Exercise data:
--------------------------------

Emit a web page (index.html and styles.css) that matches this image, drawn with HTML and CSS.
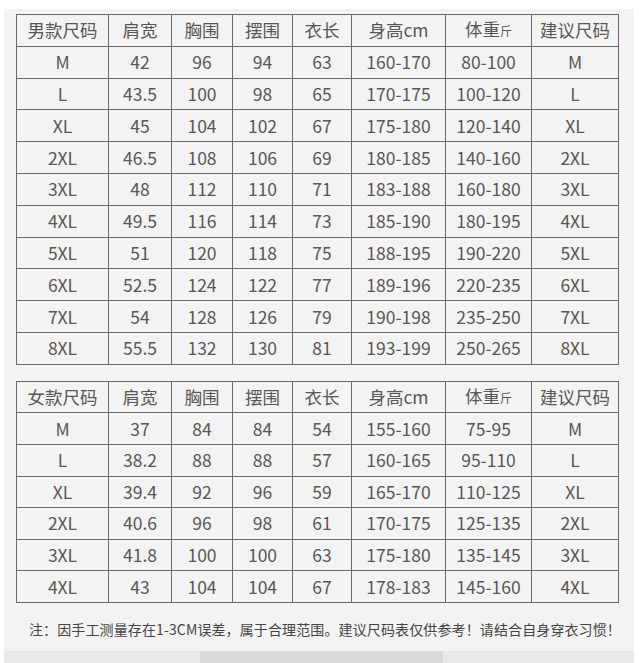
FILE: index.html
```html
<!DOCTYPE html>
<html lang="zh">
<head>
<meta charset="utf-8">
<title>尺码表</title>
<link rel="stylesheet" href="styles.css">
</head>
<body>
<div class="panel">
  <table class="size-table men">
    <colgroup>
      <col class="c1"><col class="c2"><col class="c3"><col class="c4"><col class="c5"><col class="c6"><col class="c7"><col class="c8">
    </colgroup>
    <tr><td>男款尺码</td><td>肩宽</td><td>胸围</td><td>摆围</td><td>衣长</td><td>身高cm</td><td>体重<span class="unit">斤</span></td><td>建议尺码</td></tr>
    <tr><td>M</td><td>42</td><td>96</td><td>94</td><td>63</td><td>160-170</td><td>80-100</td><td>M</td></tr>
    <tr><td>L</td><td>43.5</td><td>100</td><td>98</td><td>65</td><td>170-175</td><td>100-120</td><td>L</td></tr>
    <tr><td>XL</td><td>45</td><td>104</td><td>102</td><td>67</td><td>175-180</td><td>120-140</td><td>XL</td></tr>
    <tr><td>2XL</td><td>46.5</td><td>108</td><td>106</td><td>69</td><td>180-185</td><td>140-160</td><td>2XL</td></tr>
    <tr><td>3XL</td><td>48</td><td>112</td><td>110</td><td>71</td><td>183-188</td><td>160-180</td><td>3XL</td></tr>
    <tr><td>4XL</td><td>49.5</td><td>116</td><td>114</td><td>73</td><td>185-190</td><td>180-195</td><td>4XL</td></tr>
    <tr><td>5XL</td><td>51</td><td>120</td><td>118</td><td>75</td><td>188-195</td><td>190-220</td><td>5XL</td></tr>
    <tr><td>6XL</td><td>52.5</td><td>124</td><td>122</td><td>77</td><td>189-196</td><td>220-235</td><td>6XL</td></tr>
    <tr><td>7XL</td><td>54</td><td>128</td><td>126</td><td>79</td><td>190-198</td><td>235-250</td><td>7XL</td></tr>
    <tr><td>8XL</td><td>55.5</td><td>132</td><td>130</td><td>81</td><td>193-199</td><td>250-265</td><td>8XL</td></tr>
  </table>

  <table class="size-table women">
    <colgroup>
      <col class="c1"><col class="c2"><col class="c3"><col class="c4"><col class="c5"><col class="c6"><col class="c7"><col class="c8">
    </colgroup>
    <tr><td>女款尺码</td><td>肩宽</td><td>胸围</td><td>摆围</td><td>衣长</td><td>身高cm</td><td>体重<span class="unit">斤</span></td><td>建议尺码</td></tr>
    <tr><td>M</td><td>37</td><td>84</td><td>84</td><td>54</td><td>155-160</td><td>75-95</td><td>M</td></tr>
    <tr><td>L</td><td>38.2</td><td>88</td><td>88</td><td>57</td><td>160-165</td><td>95-110</td><td>L</td></tr>
    <tr><td>XL</td><td>39.4</td><td>92</td><td>96</td><td>59</td><td>165-170</td><td>110-125</td><td>XL</td></tr>
    <tr><td>2XL</td><td>40.6</td><td>96</td><td>98</td><td>61</td><td>170-175</td><td>125-135</td><td>2XL</td></tr>
    <tr><td>3XL</td><td>41.8</td><td>100</td><td>100</td><td>63</td><td>175-180</td><td>135-145</td><td>3XL</td></tr>
    <tr><td>4XL</td><td>43</td><td>104</td><td>104</td><td>67</td><td>178-183</td><td>145-160</td><td>4XL</td></tr>
  </table>

  <p class="note">注：因手工测量存在1-3CM误差，属于合理范围。建议尺码表仅供参考！请结合自身穿衣习惯！</p>
</div>
<div class="strip"><div class="strip-mid"></div></div>
</body>
</html>
```

FILE: styles.css
```css
html, body {
  margin: 0;
  padding: 0;
  background: #ffffff;
}

body {
  font-family: "Noto Sans CJK SC", "Noto Sans", sans-serif;
  color: #575757;
  overflow: hidden;
}

.panel {
  margin: 9px 6px 0 4px;
  height: 642px;
  background: #f3f3f3;
  padding: 5px 0 0 12px;
  box-sizing: border-box;
}

.size-table {
  border-collapse: collapse;
  table-layout: fixed;
  width: 602px;
  font-size: 17.5px;
  color: #575757;
}

.size-table td {
  border: 1.5px solid #6a6a6a;
  text-align: center;
  vertical-align: middle;
  padding: 0;
  white-space: nowrap;
  line-height: 20px;
}

.men tr { height: 31.8px; }
.women tr { height: 31.6px; }

.women { margin-top: 16px; }

.c1 { width: 92px; }
.c2 { width: 63px; }
.c3 { width: 61px; }
.c4 { width: 60px; }
.c5 { width: 59px; }
.c6 { width: 94px; }
.c7 { width: 86px; }
.c8 { width: 87px; }

.unit {
  font-size: 12px;
}

.note {
  margin: 16px 0 0 13px;
  font-size: 14px;
  line-height: 20px;
  letter-spacing: 0.12px;
  color: #444444;
  white-space: nowrap;
}

.strip {
  height: 12px;
  background: #e9e9e9;
  margin: 0 6px 0 4px;
  display: flex;
}

.strip-mid {
  margin-left: 196px;
  width: 243px;
  background: #dadada;
}
```
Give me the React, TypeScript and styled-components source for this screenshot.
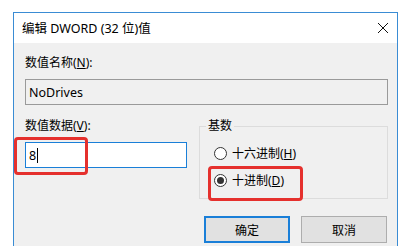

--------------------------------

Written task:
Every entry above needs to be retyped exactly; drop the pictures.

Exercise result:
Emit a web page (index.html and styles.css) that matches this image, drawn with HTML and CSS.
FILE: index.html
```html
<!DOCTYPE html>
<html lang="zh">
<head>
<meta charset="utf-8">
<title>尺码表</title>
<link rel="stylesheet" href="styles.css">
</head>
<body>
<div class="panel">
  <table class="size-table men">
    <colgroup>
      <col class="c1"><col class="c2"><col class="c3"><col class="c4"><col class="c5"><col class="c6"><col class="c7"><col class="c8">
    </colgroup>
    <tr><td>男款尺码</td><td>肩宽</td><td>胸围</td><td>摆围</td><td>衣长</td><td>身高cm</td><td>体重<span class="unit">斤</span></td><td>建议尺码</td></tr>
    <tr><td>M</td><td>42</td><td>96</td><td>94</td><td>63</td><td>160-170</td><td>80-100</td><td>M</td></tr>
    <tr><td>L</td><td>43.5</td><td>100</td><td>98</td><td>65</td><td>170-175</td><td>100-120</td><td>L</td></tr>
    <tr><td>XL</td><td>45</td><td>104</td><td>102</td><td>67</td><td>175-180</td><td>120-140</td><td>XL</td></tr>
    <tr><td>2XL</td><td>46.5</td><td>108</td><td>106</td><td>69</td><td>180-185</td><td>140-160</td><td>2XL</td></tr>
    <tr><td>3XL</td><td>48</td><td>112</td><td>110</td><td>71</td><td>183-188</td><td>160-180</td><td>3XL</td></tr>
    <tr><td>4XL</td><td>49.5</td><td>116</td><td>114</td><td>73</td><td>185-190</td><td>180-195</td><td>4XL</td></tr>
    <tr><td>5XL</td><td>51</td><td>120</td><td>118</td><td>75</td><td>188-195</td><td>190-220</td><td>5XL</td></tr>
    <tr><td>6XL</td><td>52.5</td><td>124</td><td>122</td><td>77</td><td>189-196</td><td>220-235</td><td>6XL</td></tr>
    <tr><td>7XL</td><td>54</td><td>128</td><td>126</td><td>79</td><td>190-198</td><td>235-250</td><td>7XL</td></tr>
    <tr><td>8XL</td><td>55.5</td><td>132</td><td>130</td><td>81</td><td>193-199</td><td>250-265</td><td>8XL</td></tr>
  </table>

  <table class="size-table women">
    <colgroup>
      <col class="c1"><col class="c2"><col class="c3"><col class="c4"><col class="c5"><col class="c6"><col class="c7"><col class="c8">
    </colgroup>
    <tr><td>女款尺码</td><td>肩宽</td><td>胸围</td><td>摆围</td><td>衣长</td><td>身高cm</td><td>体重<span class="unit">斤</span></td><td>建议尺码</td></tr>
    <tr><td>M</td><td>37</td><td>84</td><td>84</td><td>54</td><td>155-160</td><td>75-95</td><td>M</td></tr>
    <tr><td>L</td><td>38.2</td><td>88</td><td>88</td><td>57</td><td>160-165</td><td>95-110</td><td>L</td></tr>
    <tr><td>XL</td><td>39.4</td><td>92</td><td>96</td><td>59</td><td>165-170</td><td>110-125</td><td>XL</td></tr>
    <tr><td>2XL</td><td>40.6</td><td>96</td><td>98</td><td>61</td><td>170-175</td><td>125-135</td><td>2XL</td></tr>
    <tr><td>3XL</td><td>41.8</td><td>100</td><td>100</td><td>63</td><td>175-180</td><td>135-145</td><td>3XL</td></tr>
    <tr><td>4XL</td><td>43</td><td>104</td><td>104</td><td>67</td><td>178-183</td><td>145-160</td><td>4XL</td></tr>
  </table>

  <p class="note">注：因手工测量存在1-3CM误差，属于合理范围。建议尺码表仅供参考！请结合自身穿衣习惯！</p>
</div>
<div class="strip"><div class="strip-mid"></div></div>
</body>
</html>
```

FILE: styles.css
```css
html, body {
  margin: 0;
  padding: 0;
  background: #ffffff;
}

body {
  font-family: "Noto Sans CJK SC", "Noto Sans", sans-serif;
  color: #575757;
  overflow: hidden;
}

.panel {
  margin: 9px 6px 0 4px;
  height: 642px;
  background: #f3f3f3;
  padding: 5px 0 0 12px;
  box-sizing: border-box;
}

.size-table {
  border-collapse: collapse;
  table-layout: fixed;
  width: 602px;
  font-size: 17.5px;
  color: #575757;
}

.size-table td {
  border: 1.5px solid #6a6a6a;
  text-align: center;
  vertical-align: middle;
  padding: 0;
  white-space: nowrap;
  line-height: 20px;
}

.men tr { height: 31.8px; }
.women tr { height: 31.6px; }

.women { margin-top: 16px; }

.c1 { width: 92px; }
.c2 { width: 63px; }
.c3 { width: 61px; }
.c4 { width: 60px; }
.c5 { width: 59px; }
.c6 { width: 94px; }
.c7 { width: 86px; }
.c8 { width: 87px; }

.unit {
  font-size: 12px;
}

.note {
  margin: 16px 0 0 13px;
  font-size: 14px;
  line-height: 20px;
  letter-spacing: 0.12px;
  color: #444444;
  white-space: nowrap;
}

.strip {
  height: 12px;
  background: #e9e9e9;
  margin: 0 6px 0 4px;
  display: flex;
}

.strip-mid {
  margin-left: 196px;
  width: 243px;
  background: #dadada;
}
```
Give me the React, TypeScript and styled-components source for this screenshot.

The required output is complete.